Keep your retro versions of bsnes in separate folders. Now run one, then copy docs&settings\yourname\appdata\.bsnes\bsnes.cfg to your separated bsnes folder. The emulator will now use that config file instead. Do it for both, and no issues with different versions screwing with config file settings.On a side note, when I went back to use v034, vsync was enabled since it shares the cfg, and of course it doesn't work in that version. Kind of annoying for backtesters. Damn cfg separation, I wanna kill it.
Your skew was > 32040 in the last version, and my changes inverted the meaning of that value. I'm not sure how, because the old code was basically black magic; whereas I understand how the new values are derived quite clearly.
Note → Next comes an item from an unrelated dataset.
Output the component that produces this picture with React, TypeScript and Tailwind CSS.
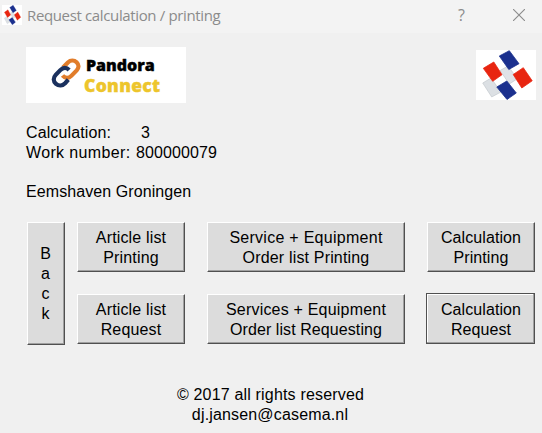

But it shouldn't be possible to get perfection with the same exact settings :/Also byuu, my latency (and my input frequency) values are identical from the previous wip, so I did not gain any latency advantage from this version.
That is correct, but there are a lot of tough issues with such a setup.It just struck me that now that there's an easily configurable input rate, and the ability to detect both underflows and duped frames, I think the makings for "perfect" sync are already in place.
One, the CPU<>SMP drifting would have to go. 15% speed penalty. With it, the variances would keep making the skew adjust itself, thinking big things are happening. I'll try lowering btw, see how low I can get it without taking more than 1-2% speed loss.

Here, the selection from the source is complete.